The entire listing is to be repeated verbatim.
Begin Data provided
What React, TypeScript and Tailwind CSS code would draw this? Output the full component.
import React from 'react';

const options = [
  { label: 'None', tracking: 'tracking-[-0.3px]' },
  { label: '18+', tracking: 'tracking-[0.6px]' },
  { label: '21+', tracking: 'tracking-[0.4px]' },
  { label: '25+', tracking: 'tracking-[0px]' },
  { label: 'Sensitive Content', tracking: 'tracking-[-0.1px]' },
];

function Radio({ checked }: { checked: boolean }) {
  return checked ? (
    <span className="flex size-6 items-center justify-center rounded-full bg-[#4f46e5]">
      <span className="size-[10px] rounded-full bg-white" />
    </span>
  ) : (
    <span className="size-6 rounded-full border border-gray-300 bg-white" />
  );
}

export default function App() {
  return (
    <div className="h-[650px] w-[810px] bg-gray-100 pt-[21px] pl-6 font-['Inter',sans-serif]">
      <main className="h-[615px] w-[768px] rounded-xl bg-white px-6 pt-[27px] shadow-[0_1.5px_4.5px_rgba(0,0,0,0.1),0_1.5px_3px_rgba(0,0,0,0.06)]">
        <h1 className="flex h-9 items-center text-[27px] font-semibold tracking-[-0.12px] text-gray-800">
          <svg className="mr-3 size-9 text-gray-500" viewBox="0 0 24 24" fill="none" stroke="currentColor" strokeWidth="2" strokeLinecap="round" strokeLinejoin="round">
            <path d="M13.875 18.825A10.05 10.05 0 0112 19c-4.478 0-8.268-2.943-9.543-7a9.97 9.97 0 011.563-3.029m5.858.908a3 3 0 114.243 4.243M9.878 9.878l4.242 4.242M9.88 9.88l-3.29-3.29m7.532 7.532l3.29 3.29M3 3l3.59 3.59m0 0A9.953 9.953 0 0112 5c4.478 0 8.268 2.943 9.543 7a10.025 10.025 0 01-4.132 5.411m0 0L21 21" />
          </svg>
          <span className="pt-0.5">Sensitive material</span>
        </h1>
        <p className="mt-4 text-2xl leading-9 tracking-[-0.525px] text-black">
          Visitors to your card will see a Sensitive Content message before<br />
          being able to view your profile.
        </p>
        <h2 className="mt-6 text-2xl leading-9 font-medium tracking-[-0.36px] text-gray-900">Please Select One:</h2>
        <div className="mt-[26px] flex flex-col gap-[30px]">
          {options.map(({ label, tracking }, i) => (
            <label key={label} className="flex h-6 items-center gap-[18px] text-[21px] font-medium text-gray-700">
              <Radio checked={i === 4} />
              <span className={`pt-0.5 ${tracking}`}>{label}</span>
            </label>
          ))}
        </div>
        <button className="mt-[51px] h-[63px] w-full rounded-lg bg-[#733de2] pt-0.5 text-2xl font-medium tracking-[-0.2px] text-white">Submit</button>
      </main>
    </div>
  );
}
End Data provided
# Written response
What React, TypeScript and Tailwind CSS code would draw this? Output the full component.
import React from 'react';

const options = [
  { label: 'None', tracking: 'tracking-[-0.3px]' },
  { label: '18+', tracking: 'tracking-[0.6px]' },
  { label: '21+', tracking: 'tracking-[0.4px]' },
  { label: '25+', tracking: 'tracking-[0px]' },
  { label: 'Sensitive Content', tracking: 'tracking-[-0.1px]' },
];

function Radio({ checked }: { checked: boolean }) {
  return checked ? (
    <span className="flex size-6 items-center justify-center rounded-full bg-[#4f46e5]">
      <span className="size-[10px] rounded-full bg-white" />
    </span>
  ) : (
    <span className="size-6 rounded-full border border-gray-300 bg-white" />
  );
}

export default function App() {
  return (
    <div className="h-[650px] w-[810px] bg-gray-100 pt-[21px] pl-6 font-['Inter',sans-serif]">
      <main className="h-[615px] w-[768px] rounded-xl bg-white px-6 pt-[27px] shadow-[0_1.5px_4.5px_rgba(0,0,0,0.1),0_1.5px_3px_rgba(0,0,0,0.06)]">
        <h1 className="flex h-9 items-center text-[27px] font-semibold tracking-[-0.12px] text-gray-800">
          <svg className="mr-3 size-9 text-gray-500" viewBox="0 0 24 24" fill="none" stroke="currentColor" strokeWidth="2" strokeLinecap="round" strokeLinejoin="round">
            <path d="M13.875 18.825A10.05 10.05 0 0112 19c-4.478 0-8.268-2.943-9.543-7a9.97 9.97 0 011.563-3.029m5.858.908a3 3 0 114.243 4.243M9.878 9.878l4.242 4.242M9.88 9.88l-3.29-3.29m7.532 7.532l3.29 3.29M3 3l3.59 3.59m0 0A9.953 9.953 0 0112 5c4.478 0 8.268 2.943 9.543 7a10.025 10.025 0 01-4.132 5.411m0 0L21 21" />
          </svg>
          <span className="pt-0.5">Sensitive material</span>
        </h1>
        <p className="mt-4 text-2xl leading-9 tracking-[-0.525px] text-black">
          Visitors to your card will see a Sensitive Content message before<br />
          being able to view your profile.
        </p>
        <h2 className="mt-6 text-2xl leading-9 font-medium tracking-[-0.36px] text-gray-900">Please Select One:</h2>
        <div className="mt-[26px] flex flex-col gap-[30px]">
          {options.map(({ label, tracking }, i) => (
            <label key={label} className="flex h-6 items-center gap-[18px] text-[21px] font-medium text-gray-700">
              <Radio checked={i === 4} />
              <span className={`pt-0.5 ${tracking}`}>{label}</span>
            </label>
          ))}
        </div>
        <button className="mt-[51px] h-[63px] w-full rounded-lg bg-[#733de2] pt-0.5 text-2xl font-medium tracking-[-0.2px] text-white">Submit</button>
      </main>
    </div>
  );
}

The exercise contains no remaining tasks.